* [What you have to do]: Only a number is wanted: how many lines in these records contain the word "page"?

* [Provided data]:
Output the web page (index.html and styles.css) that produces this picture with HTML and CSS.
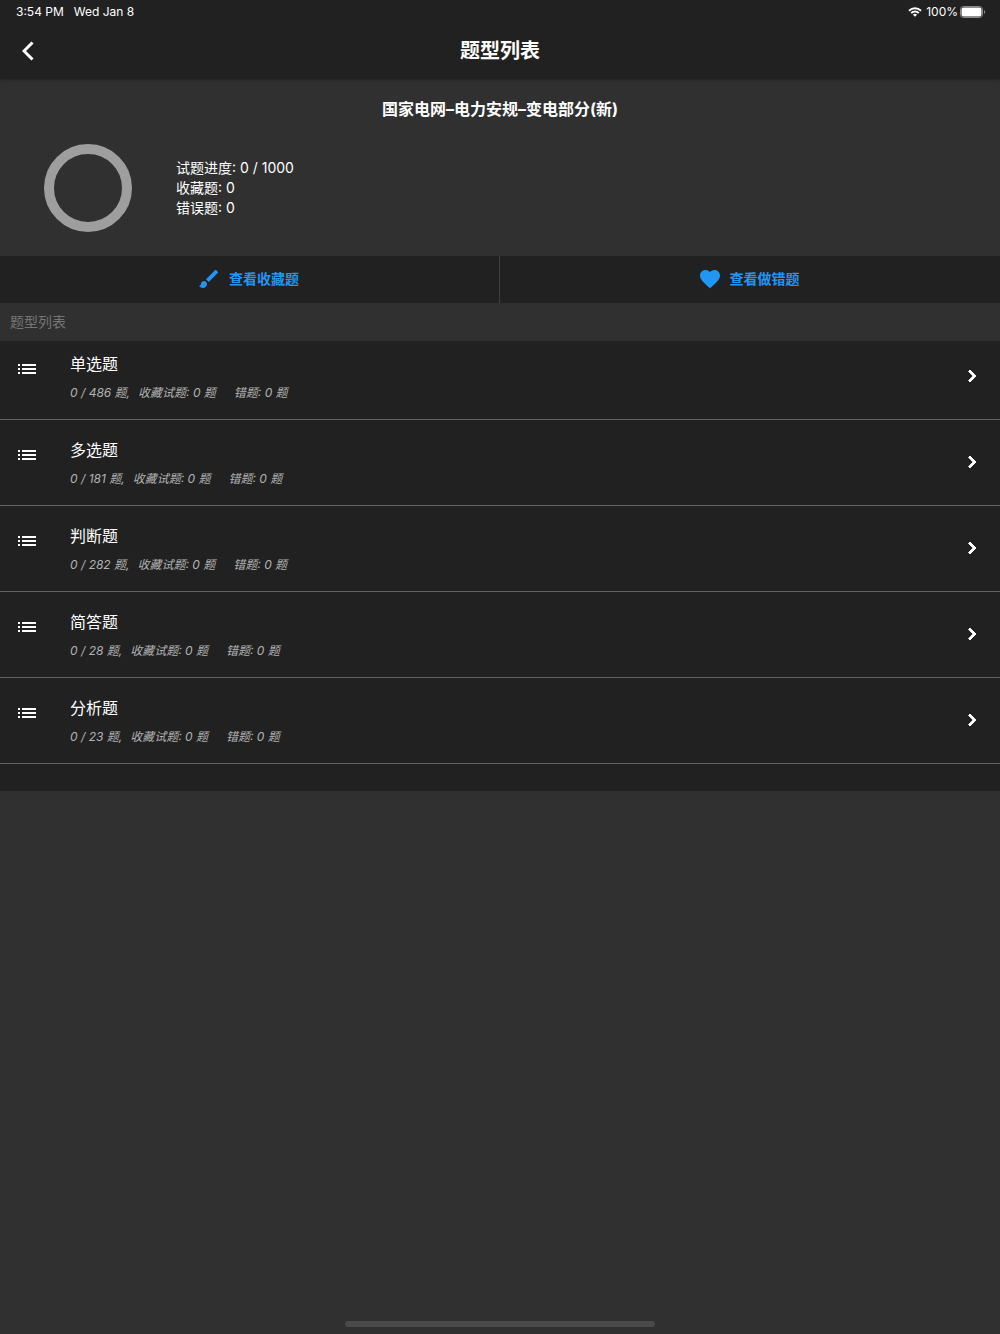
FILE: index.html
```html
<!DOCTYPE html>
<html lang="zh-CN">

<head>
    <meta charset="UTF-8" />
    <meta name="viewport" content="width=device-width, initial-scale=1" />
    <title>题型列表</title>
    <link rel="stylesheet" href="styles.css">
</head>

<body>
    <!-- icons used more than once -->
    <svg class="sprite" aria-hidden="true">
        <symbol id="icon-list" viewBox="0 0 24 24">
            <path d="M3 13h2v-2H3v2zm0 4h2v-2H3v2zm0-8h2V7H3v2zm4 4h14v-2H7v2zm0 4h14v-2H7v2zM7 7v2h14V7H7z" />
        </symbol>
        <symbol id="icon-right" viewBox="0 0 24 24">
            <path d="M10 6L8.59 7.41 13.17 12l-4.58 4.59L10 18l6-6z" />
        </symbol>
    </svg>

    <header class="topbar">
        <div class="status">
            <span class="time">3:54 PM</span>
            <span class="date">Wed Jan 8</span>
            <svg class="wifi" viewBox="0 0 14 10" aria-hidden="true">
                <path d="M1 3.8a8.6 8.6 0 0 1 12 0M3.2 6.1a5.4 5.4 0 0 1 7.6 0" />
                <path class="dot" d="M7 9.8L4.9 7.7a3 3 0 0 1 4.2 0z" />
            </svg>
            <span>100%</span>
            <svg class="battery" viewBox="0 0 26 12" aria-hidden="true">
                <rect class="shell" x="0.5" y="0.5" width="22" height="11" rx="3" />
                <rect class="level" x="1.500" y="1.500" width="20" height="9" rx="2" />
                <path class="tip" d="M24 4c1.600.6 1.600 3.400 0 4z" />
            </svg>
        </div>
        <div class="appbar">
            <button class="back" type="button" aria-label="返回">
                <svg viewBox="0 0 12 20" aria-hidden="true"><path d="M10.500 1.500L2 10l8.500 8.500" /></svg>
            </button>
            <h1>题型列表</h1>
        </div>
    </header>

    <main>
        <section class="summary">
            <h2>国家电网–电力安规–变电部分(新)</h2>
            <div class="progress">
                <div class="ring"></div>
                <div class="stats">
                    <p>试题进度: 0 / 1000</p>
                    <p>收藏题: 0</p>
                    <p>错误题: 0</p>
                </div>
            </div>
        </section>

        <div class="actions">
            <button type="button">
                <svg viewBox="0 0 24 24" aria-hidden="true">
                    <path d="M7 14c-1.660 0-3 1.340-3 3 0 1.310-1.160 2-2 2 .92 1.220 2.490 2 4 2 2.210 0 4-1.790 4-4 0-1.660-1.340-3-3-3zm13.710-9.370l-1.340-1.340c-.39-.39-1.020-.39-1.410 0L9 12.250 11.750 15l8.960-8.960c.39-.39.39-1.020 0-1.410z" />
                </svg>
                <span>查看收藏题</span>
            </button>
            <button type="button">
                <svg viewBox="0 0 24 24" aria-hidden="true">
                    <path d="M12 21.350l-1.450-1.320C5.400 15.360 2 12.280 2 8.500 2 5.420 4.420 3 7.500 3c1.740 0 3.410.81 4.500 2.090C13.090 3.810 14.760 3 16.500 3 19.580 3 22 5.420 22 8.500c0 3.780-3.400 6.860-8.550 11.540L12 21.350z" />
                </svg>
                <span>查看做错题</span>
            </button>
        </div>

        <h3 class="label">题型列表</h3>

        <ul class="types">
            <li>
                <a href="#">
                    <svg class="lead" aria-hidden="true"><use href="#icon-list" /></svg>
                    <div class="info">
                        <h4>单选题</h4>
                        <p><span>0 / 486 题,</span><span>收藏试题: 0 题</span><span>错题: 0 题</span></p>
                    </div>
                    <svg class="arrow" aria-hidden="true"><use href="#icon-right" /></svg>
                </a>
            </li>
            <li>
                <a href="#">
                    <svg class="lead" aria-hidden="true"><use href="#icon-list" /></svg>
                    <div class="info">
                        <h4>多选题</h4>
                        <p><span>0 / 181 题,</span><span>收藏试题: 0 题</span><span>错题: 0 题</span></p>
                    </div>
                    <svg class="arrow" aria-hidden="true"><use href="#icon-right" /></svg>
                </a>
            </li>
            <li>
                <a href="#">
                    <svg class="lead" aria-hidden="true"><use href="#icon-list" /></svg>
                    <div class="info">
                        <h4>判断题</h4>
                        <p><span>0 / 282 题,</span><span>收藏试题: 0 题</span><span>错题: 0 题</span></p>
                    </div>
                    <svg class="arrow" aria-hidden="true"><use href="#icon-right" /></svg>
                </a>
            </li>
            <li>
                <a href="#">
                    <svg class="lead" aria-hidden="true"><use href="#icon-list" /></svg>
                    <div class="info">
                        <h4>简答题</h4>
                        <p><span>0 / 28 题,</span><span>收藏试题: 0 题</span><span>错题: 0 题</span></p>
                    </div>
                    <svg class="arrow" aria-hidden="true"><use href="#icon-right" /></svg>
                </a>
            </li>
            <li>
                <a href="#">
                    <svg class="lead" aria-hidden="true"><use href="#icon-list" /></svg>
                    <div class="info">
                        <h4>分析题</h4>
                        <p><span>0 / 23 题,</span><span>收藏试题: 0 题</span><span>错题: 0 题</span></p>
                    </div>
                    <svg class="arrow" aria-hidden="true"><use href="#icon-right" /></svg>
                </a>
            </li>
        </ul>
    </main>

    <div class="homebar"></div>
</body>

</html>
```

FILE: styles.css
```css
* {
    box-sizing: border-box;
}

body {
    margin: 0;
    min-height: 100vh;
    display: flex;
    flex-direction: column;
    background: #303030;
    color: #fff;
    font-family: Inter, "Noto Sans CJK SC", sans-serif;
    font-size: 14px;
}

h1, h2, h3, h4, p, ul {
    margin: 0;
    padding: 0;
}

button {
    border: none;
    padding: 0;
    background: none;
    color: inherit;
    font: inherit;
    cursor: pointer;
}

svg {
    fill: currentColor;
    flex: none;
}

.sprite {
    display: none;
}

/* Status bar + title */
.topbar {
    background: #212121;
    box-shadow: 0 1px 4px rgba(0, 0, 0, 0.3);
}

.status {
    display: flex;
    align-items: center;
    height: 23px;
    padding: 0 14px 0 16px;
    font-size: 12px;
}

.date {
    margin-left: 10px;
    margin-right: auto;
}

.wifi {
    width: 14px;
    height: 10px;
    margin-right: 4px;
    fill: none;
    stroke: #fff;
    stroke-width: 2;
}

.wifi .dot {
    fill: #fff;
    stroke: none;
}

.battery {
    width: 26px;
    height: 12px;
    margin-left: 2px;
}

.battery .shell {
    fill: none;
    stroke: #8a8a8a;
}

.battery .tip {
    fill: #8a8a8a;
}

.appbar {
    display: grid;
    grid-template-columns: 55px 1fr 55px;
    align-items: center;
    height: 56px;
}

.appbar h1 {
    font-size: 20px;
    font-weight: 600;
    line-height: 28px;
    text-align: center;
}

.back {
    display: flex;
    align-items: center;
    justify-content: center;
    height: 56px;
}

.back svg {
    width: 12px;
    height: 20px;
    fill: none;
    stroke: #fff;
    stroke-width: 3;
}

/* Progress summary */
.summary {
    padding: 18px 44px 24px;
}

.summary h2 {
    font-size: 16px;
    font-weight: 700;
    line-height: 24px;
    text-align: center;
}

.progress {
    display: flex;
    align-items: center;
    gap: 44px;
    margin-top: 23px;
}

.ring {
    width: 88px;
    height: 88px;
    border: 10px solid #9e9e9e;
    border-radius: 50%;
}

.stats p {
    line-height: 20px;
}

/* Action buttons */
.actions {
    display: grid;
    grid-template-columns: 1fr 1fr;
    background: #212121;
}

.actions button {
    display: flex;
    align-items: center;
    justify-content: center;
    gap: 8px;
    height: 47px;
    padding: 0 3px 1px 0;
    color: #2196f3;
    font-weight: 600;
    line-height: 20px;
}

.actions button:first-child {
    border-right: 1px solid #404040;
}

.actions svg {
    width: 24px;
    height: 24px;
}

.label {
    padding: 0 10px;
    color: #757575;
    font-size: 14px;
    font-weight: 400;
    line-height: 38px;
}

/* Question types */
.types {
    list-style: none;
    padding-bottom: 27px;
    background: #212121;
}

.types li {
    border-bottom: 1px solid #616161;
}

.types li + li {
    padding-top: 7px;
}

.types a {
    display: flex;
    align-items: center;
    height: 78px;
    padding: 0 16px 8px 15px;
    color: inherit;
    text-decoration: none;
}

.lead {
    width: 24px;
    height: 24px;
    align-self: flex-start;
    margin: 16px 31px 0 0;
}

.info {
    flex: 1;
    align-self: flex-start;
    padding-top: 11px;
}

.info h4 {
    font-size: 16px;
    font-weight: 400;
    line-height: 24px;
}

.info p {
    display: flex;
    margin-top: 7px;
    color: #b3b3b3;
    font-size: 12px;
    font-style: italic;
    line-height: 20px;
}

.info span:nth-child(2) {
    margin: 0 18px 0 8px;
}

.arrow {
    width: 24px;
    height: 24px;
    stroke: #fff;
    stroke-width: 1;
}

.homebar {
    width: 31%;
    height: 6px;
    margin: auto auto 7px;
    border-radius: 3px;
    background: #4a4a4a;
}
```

* * *

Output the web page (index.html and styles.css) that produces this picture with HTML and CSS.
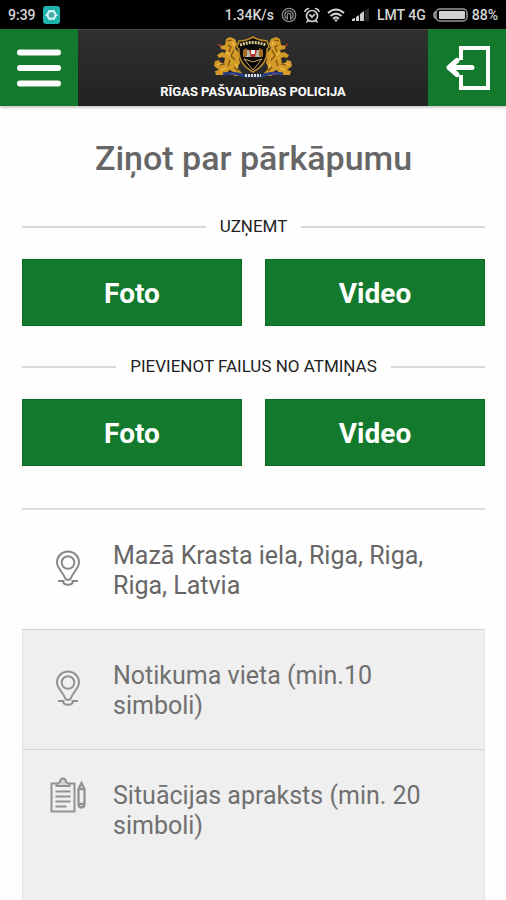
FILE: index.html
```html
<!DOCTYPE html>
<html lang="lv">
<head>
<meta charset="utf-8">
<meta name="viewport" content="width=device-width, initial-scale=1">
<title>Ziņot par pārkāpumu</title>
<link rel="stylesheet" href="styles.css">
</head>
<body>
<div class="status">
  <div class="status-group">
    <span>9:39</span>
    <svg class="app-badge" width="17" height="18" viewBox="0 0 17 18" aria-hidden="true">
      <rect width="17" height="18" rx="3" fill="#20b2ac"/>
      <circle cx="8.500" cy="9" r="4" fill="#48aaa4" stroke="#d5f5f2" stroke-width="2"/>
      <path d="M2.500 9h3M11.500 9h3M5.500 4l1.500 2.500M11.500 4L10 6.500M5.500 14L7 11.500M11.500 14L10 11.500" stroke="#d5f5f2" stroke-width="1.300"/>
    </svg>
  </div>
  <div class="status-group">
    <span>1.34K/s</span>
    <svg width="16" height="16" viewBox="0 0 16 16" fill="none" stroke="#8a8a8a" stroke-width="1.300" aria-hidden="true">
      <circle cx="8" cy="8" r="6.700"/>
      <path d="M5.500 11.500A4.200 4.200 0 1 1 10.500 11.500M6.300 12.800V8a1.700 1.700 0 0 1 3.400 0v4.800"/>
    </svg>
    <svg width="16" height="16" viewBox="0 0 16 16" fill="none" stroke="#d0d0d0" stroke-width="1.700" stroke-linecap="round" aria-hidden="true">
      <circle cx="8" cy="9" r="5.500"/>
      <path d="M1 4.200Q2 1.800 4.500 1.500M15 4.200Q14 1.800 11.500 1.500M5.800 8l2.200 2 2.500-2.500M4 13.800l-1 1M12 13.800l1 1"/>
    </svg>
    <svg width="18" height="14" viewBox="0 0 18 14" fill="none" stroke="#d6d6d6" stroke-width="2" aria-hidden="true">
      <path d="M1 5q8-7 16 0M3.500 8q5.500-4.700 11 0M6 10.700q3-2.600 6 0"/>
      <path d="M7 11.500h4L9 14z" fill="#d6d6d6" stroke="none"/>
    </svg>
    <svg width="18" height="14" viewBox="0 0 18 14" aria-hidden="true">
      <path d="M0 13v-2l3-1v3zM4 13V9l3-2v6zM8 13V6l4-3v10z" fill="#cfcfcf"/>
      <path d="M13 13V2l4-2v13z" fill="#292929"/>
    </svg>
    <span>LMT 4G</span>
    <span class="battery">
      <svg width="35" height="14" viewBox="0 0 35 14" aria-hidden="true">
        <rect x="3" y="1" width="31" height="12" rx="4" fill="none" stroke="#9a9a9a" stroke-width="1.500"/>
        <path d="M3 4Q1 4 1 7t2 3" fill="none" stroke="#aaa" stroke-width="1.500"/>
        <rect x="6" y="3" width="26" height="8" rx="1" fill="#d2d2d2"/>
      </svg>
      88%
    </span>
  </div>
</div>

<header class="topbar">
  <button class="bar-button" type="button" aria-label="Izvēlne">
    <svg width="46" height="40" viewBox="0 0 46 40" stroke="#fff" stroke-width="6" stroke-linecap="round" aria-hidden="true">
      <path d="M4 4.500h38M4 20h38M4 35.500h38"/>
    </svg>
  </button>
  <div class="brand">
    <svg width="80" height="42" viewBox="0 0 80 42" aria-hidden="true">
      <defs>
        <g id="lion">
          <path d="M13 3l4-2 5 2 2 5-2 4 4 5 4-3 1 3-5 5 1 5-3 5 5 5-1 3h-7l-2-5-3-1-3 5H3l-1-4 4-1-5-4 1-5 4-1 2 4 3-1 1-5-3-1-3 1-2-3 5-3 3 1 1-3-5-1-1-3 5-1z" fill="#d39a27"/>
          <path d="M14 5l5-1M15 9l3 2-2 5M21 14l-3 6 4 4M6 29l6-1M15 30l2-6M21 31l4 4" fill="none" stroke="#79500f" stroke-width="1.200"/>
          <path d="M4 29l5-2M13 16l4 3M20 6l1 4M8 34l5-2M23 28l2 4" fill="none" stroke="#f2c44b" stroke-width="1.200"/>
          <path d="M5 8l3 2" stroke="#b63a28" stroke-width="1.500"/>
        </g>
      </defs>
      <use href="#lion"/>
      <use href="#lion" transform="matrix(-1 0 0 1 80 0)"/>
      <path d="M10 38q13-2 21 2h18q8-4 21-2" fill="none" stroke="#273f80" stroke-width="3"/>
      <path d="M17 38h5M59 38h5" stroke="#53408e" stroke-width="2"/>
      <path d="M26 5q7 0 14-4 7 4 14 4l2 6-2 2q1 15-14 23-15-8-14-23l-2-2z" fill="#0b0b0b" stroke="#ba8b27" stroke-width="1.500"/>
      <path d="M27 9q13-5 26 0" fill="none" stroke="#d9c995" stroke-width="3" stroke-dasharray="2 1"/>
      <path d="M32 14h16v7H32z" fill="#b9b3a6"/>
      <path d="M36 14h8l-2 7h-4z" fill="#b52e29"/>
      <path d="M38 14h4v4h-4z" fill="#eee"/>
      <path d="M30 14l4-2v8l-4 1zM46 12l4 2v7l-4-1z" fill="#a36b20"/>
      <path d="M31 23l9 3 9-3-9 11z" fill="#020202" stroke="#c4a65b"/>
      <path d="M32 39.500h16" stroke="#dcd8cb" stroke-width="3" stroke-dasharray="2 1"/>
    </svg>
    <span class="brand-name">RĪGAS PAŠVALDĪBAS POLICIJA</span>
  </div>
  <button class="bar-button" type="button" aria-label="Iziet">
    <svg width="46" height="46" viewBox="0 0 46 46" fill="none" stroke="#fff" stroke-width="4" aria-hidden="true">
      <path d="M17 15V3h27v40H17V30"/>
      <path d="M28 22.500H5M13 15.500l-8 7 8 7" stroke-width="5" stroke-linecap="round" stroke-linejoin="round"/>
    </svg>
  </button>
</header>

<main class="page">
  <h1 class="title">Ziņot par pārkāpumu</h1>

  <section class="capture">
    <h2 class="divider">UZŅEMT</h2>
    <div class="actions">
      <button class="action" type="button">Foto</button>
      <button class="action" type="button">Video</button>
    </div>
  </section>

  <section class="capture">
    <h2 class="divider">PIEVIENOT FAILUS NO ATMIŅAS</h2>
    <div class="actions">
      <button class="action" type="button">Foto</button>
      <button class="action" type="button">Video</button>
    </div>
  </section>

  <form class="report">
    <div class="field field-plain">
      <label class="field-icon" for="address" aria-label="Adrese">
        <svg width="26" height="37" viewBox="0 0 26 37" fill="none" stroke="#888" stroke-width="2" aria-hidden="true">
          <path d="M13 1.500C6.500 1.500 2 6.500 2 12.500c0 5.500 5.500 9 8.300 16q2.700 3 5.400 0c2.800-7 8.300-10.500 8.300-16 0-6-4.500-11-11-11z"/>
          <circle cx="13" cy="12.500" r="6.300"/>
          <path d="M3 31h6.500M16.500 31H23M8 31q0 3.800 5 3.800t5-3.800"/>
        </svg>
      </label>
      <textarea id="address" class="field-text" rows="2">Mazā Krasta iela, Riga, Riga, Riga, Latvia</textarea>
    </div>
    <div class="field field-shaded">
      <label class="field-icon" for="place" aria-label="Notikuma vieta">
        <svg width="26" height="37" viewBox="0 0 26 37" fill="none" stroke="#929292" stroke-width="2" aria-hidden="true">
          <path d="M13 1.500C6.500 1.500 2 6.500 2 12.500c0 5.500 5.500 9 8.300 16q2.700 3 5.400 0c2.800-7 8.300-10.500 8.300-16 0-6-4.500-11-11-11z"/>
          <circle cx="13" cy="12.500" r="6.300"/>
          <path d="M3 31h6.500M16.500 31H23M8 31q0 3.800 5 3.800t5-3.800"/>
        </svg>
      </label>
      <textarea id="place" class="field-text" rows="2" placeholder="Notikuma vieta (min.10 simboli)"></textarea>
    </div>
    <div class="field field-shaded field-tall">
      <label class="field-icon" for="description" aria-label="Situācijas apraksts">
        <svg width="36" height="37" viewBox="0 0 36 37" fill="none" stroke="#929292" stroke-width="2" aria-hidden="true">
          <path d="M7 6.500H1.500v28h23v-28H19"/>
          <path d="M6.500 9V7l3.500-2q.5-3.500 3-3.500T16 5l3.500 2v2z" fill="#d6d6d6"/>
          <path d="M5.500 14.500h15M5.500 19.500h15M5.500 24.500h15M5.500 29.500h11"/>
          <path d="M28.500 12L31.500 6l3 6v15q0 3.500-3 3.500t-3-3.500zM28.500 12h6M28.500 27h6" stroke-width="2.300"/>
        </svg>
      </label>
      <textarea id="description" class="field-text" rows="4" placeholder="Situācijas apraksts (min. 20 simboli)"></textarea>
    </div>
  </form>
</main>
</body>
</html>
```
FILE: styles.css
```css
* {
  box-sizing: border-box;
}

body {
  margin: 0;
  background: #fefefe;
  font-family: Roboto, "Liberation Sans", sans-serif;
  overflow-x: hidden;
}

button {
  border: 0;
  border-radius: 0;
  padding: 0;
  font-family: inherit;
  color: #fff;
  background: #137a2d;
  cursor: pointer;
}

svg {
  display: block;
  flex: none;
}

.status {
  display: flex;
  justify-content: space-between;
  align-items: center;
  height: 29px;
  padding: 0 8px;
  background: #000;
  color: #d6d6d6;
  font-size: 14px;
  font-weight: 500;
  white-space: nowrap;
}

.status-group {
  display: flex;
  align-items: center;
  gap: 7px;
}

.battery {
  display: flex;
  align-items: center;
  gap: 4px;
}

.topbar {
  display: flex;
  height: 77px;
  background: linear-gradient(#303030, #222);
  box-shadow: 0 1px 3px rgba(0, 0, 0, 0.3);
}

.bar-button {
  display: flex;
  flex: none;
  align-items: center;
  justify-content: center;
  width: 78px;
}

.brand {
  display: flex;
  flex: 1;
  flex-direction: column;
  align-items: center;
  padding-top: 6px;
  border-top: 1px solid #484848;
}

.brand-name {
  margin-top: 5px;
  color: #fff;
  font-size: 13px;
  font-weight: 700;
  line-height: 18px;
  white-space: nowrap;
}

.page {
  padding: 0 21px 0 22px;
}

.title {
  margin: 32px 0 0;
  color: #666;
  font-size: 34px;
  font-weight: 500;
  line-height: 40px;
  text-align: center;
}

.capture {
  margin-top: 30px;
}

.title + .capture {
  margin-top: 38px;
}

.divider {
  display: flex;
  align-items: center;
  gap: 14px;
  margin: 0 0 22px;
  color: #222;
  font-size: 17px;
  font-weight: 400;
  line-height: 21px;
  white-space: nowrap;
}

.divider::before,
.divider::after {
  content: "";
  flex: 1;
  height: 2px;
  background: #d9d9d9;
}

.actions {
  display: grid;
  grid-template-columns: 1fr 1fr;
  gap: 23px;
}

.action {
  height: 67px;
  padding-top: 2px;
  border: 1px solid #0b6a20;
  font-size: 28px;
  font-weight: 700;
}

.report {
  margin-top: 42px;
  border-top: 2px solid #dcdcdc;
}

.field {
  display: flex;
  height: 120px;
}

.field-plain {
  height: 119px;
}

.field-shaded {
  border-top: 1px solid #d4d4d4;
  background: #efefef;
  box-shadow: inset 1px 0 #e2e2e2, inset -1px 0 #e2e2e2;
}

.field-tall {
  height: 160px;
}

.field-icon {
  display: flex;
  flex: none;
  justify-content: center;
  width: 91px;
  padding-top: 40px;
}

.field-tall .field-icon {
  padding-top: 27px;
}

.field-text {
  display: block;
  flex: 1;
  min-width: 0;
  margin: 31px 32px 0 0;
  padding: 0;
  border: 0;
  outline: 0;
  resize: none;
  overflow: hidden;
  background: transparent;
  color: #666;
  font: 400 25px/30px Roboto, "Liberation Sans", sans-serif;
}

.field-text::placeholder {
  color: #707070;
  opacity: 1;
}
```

* [Task response]: 4